Location: Room 1111, Block C of Zhixin Building, Central Campus
Inviter: Chen Yanxue, Wang Yilin
Sponsor: the School of Physics
Abstract:
Recent discoveries of intrinsic layered ferromagnetism in insulating van der Waals crystals chromium trihalide (CrX3, X = Cl, Br or I) has created unprecedented opportunities for studying fundamental 2D magnetism and realizing novel functional devices. In this talk, I will discuss the magnetic structure of CrI3 and CrCl3 in the 2D limit by investigating the electron tunneling through their atomically thin flakes.
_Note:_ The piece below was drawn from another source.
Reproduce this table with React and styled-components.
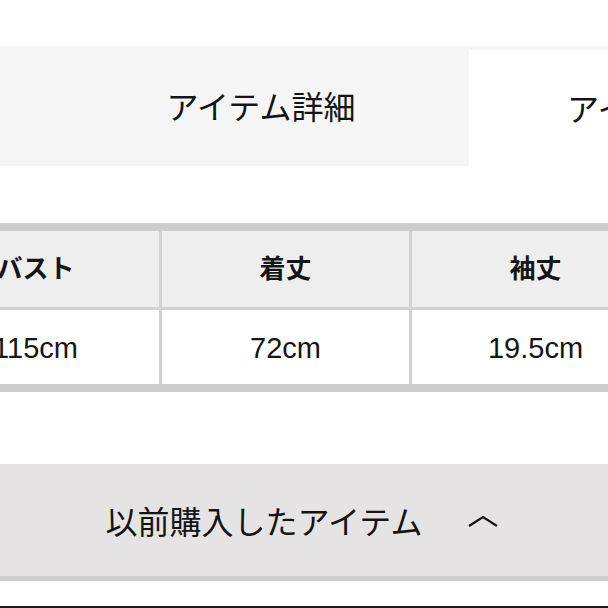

I will demonstrate the intralayer ferromagnetic ordering and the layer-by-layer antiferromagnetic coupling in both CrI3 and CrCl3. The tunneling magnetoresistance (TMR) in CrI3 based magnetic tunnel junction is drastically enhanced with increasing CrI3 layer thickness owing to the spin-filtering effect, reaching a record of 19,000% for magnetic multilayer structures at low temperature. For atomically thin CrCl3, the weak magnetic anisotropy with an easy plane perpendicular to the c-axis is determined and its magnetic phase diagram is further constructed. This work offers a unique platform and a new means to explore the 2D ferromagnetism and engineer vdW spintronic devices.
Bio:
Cai Xinghan received his PhD from the Department of Physics, University of Maryland, USA in 2015, and later worked as a research assistant in the Department of Physics, University of Washington. Since 2018, he has been an associate professor and doctoral supervisor in the School of Electronic Information and Electrical Engineering, Shanghai Jiao Tong University. He is mainly engaged in the research of magnetoelectricity and photoelectric characteristics of low-dimensional quantum system and related devices. He has published papers in authoritative journals such as Science, Nature Nanotechnology and Nature Physics for many times, and acted as the reviewer of famous journals such as Nature Communications.